The reason behind this upgrade is OHLA’s stronger and more sustainable capital structure following its recapitalisation in February 2025. Moody’s noted that OHLA’s debt-to-EBITDA ratio has dropped to 2.5x for the 12 months leading up to December 2024, down from 3.5x. The company has also extended its debt maturity profile to December 2029 from March 2026 and fully repaid a €40 million ICO-backed bank loan due in March 2025.
Despite these improvements, Moody’s also notes that the B3 rating incorporates the company’s volatile cash flow generation over the last years and its complex structure, which includes large investments in concession joint ventures that require continued cash injections. A significant portion of OHLA’s reported cash (€346 million as of December 2024) is tied up in these joint ventures and is not immediately available.
The rating also acknowledges OHLA’s improved liquidity profile, with access to €75 million net cash proceeds from the recapitalisation transaction and €90 million net proceeds from a favorable arbitration ruling related to Doha metro stations. Additionally, a new shareholder has committed to €50 million in subordinated convertible notes with a 6-year maturity, providing additional liquidity support.
Moody’s expects OHLA to sustain leverage around 2.5x and robust interest coverage between 2.5x and 3.0x over the next 12-18 months, which contributes to the stable outlook. This outlook also assumes that OHLA will maintain solid liquidity and adhere to disciplined financial policies, focusing on smaller projects within the resilient public infrastructure sector in regions where it has established strong business acumen.
The ratings could be upgraded if OHLA enhances its liquidity through consistent positive free cash generation and maintains disciplined financial policies. Conversely, the ratings could be downgraded if the liquidity materially deteriorates due to consistent negative free cash flow or substantial investments in concessions.

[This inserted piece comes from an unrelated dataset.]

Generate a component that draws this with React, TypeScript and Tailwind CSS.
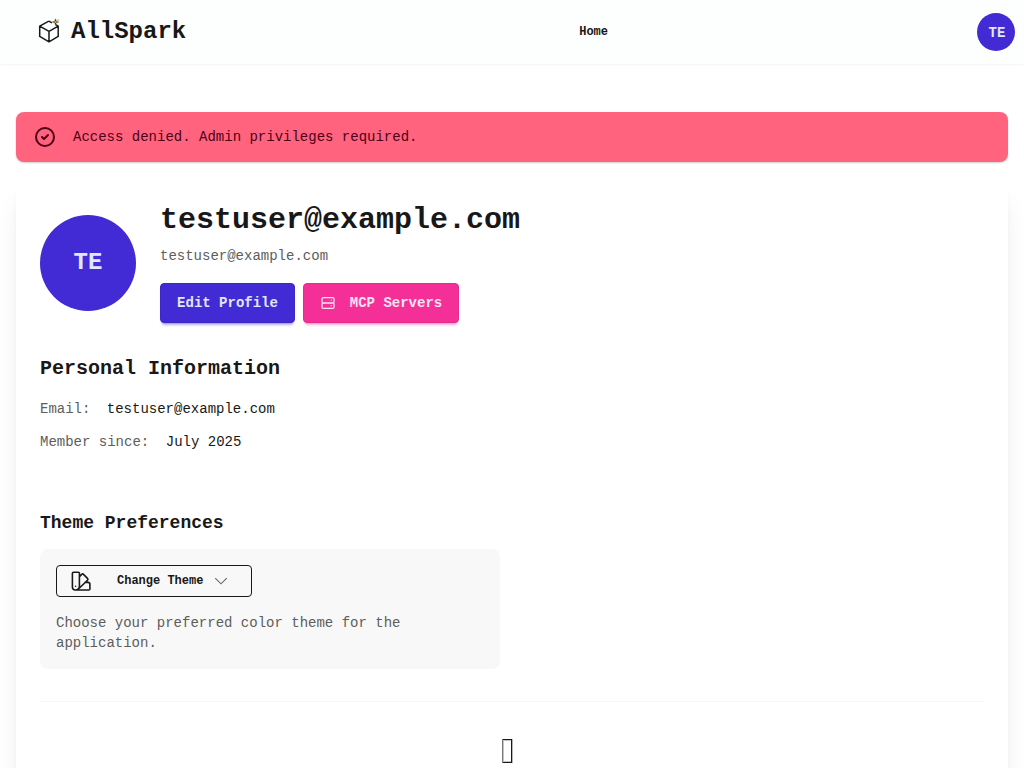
import React from "react";

function Logo() {
  return (
    <svg className="mb-1 h-7 w-6 shrink-0" viewBox="0 0 24 28" fill="none">
      <path d="M11.8 5.2 L2.7 10.2 V20.4 L12 25.8 L21.2 20.4 V10.2 L18.6 8.7 M2.7 10.2 L12 15.4 L21.2 10.2 M12 15.4 V25.8 M11.8 5.2 L15 6.8" stroke="#18181b" strokeWidth="1.5" strokeLinejoin="round" />
      <path d="M18.5 2.8 L19.3 5.2 L21.7 6 L19.3 6.8 L18.5 9.2 L17.7 6.8 L15.3 6 L17.7 5.2 Z" fill="#3a3430" stroke="#3a3430" strokeWidth="0.4" />
      <circle cx="18.5" cy="6" r="1.1" fill="#f5a623" />
      <path d="M20 4.8 L22 3.4" stroke="#f8c471" strokeWidth="1.6" />
    </svg>
  );
}

export default function App() {
  return (
    <div className="h-[768px] overflow-hidden bg-white font-['Liberation_Mono',monospace] text-[#181818]">
      <header className="flex h-16 items-center bg-[#fdfefe] pr-[9px] pl-[37px] shadow-[0_1px_2px_rgba(0,0,0,0.05)]">
        <div className="flex w-[542.2px] items-center gap-2.5">
          <Logo />
          <span className="text-2xl leading-8 font-bold">AllSpark</span>
        </div>
        <nav className="flex-1 text-xs leading-4 font-bold">Home</nav>
        <div className="flex size-[38px] items-center justify-center rounded-full bg-[#422ad5] pt-px pl-0.5 text-sm font-bold text-[#e0e7ff]">TE</div>
      </header>

      <main className="px-4 pt-12">
        <div className="mb-4 flex h-[50px] items-center gap-4 rounded-lg bg-[#ff637d] px-[17px] text-sm text-[#4d0218] shadow-[0_1px_2px_rgba(0,0,0,0.2)]">
          <svg className="size-6 shrink-0" viewBox="0 0 24 24" fill="none" stroke="currentColor" strokeWidth="2" strokeLinecap="round" strokeLinejoin="round">
            <path d="M9 12l2 2 4-4m6 2a9 9 0 11-18 0 9 9 0 0118 0z" />
          </svg>
          <span>Access denied. Admin privileges required.</span>
        </div>

        <section className="h-[700px] rounded-lg bg-white p-6 shadow-[0_20px_25px_-5px_rgba(0,0,0,0.1),0_8px_10px_-6px_rgba(0,0,0,0.1)]">
          <div className="flex items-center gap-6">
            <div className="flex size-24 items-center justify-center rounded-full bg-[#422ad5] text-2xl font-bold text-[#e0e7ff]">TE</div>
            <div>
              <h1 className="text-3xl leading-9 font-bold">testuser@example.com</h1>
              <p className="mt-2 text-sm leading-5 text-[#5d5d5d]">testuser@example.com</p>
              <div className="mt-[17px] flex gap-2 text-sm font-bold">
                <button className="h-10 w-[135px] rounded border border-[#3d27c6] bg-[#422ad5] text-[#e0e7ff] shadow-[0_3px_2px_-2px_rgba(66,42,213,0.3),0_4px_3px_-2px_rgba(66,42,213,0.3)]">Edit Profile</button>
                <button className="flex h-10 w-[156px] items-center rounded border border-[#e32d8d] bg-[#f43098] pl-4 text-[#f9e4f0] shadow-[0_3px_2px_-2px_rgba(244,48,152,0.3),0_4px_3px_-2px_rgba(244,48,152,0.3)]">
                  <svg className="mr-[13.8px] size-4" viewBox="0 0 24 24" fill="none" stroke="currentColor" strokeWidth="2" strokeLinecap="round" strokeLinejoin="round">
                    <path d="M5 12h14M5 12a2 2 0 01-2-2V6a2 2 0 012-2h14a2 2 0 012 2v4a2 2 0 01-2 2M5 12a2 2 0 00-2 2v4a2 2 0 002 2h14a2 2 0 002-2v-4a2 2 0 00-2-2m-2-4h.01M17 16h.01" />
                  </svg>
                  MCP Servers
                </button>
              </div>
            </div>
          </div>

          <h2 className="mt-8 text-xl leading-7 font-bold">Personal Information</h2>
          <dl className="mt-4 space-y-[13px] text-sm leading-5">
            <div className="flex gap-[16.4px]"><dt className="text-[#5d5d5d]">Email:</dt><dd>testuser@example.com</dd></div>
            <div className="flex gap-[16.6px]"><dt className="text-[#5d5d5d]">Member since:</dt><dd>July 2025</dd></div>
          </dl>

          <h3 className="mt-[57px] text-lg leading-7 font-bold">Theme Preferences</h3>
          <div className="mt-3 h-[120px] w-[460px] rounded-lg bg-[#f8f8f8] p-4">
            <button className="flex h-8 w-[196px] items-center rounded border border-[#181818] pl-3 text-xs font-bold">
              <svg className="size-6" viewBox="0 0 24 24" fill="none" stroke="currentColor" strokeWidth="1.6" strokeLinecap="round" strokeLinejoin="round">
                <path d="M6.4 21A3 3 0 0 1 3.4 18V4.3A1.1 1.1 0 0 1 4.5 3.2h4.8a1.1 1.1 0 0 1 1.1 1.1V17.2A3.8 3.8 0 0 1 6.6 21ZM6.6 21h13.3c.6 0 1-.4 1-1v-4.6a2 2 0 0 0-2-2h-2.8M10.5 7.6l2.2-2.2c.5-.5 1.3-.5 1.8 0l4 4c.5.5.5 1.3 0 1.8L9.4 20M6.6 17.2h.008" />
              </svg>
              <span className="ml-6">Change Theme</span>
              <svg className="ml-3 h-3 w-3" viewBox="0 0 12 12" fill="none" stroke="#68686a" strokeWidth="1.1"><path d="M0.2 3.2 L6 8.8 L11.8 3.2" /></svg>
            </button>
            <p className="mt-4 text-sm leading-5 text-[#5d5d5d]">Choose your preferred color theme for the application.</p>
          </div>

          <div className="mt-8 border-t border-[#f6f6f6] pt-[37px] pl-[462px]">
            <svg className="h-6 w-3" viewBox="0 0 12 24" fill="none" shapeRendering="crispEdges">
              <path d="M1 1.5H10M1 22.5H9M1.5 1V23M9.5 1V23" stroke="#c4c4c4" />
              <path d="M0.5 0V24" stroke="#777" />
              <path d="M1 0.5H10M1 23.5H10M9.5 0V24" stroke="#18181b" />
              <path d="M10.5 0V24" stroke="#b5b5b8" />
            </svg>
          </div>
        </section>
      </main>
    </div>
  );
}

OHLA’s liquidity profile has improved over the past year, alleviating pressure to execute its disposal pipeline for refinancing purposes. The company has access to liquidity buffers, including €50 million allowed revolving credit facilities for working capital purposes and new shareholder commitment to up to €50 million subordinated convertible notes.
The company’s capital structure consists of €328 million outstanding backed senior secured notes due in December 2029, issued by OHL Operaciones S.A.U., a subsidiary of OHLA. The backed senior secured notes are guaranteed by operating subsidiaries that generate at least 90% of the group’s revenue.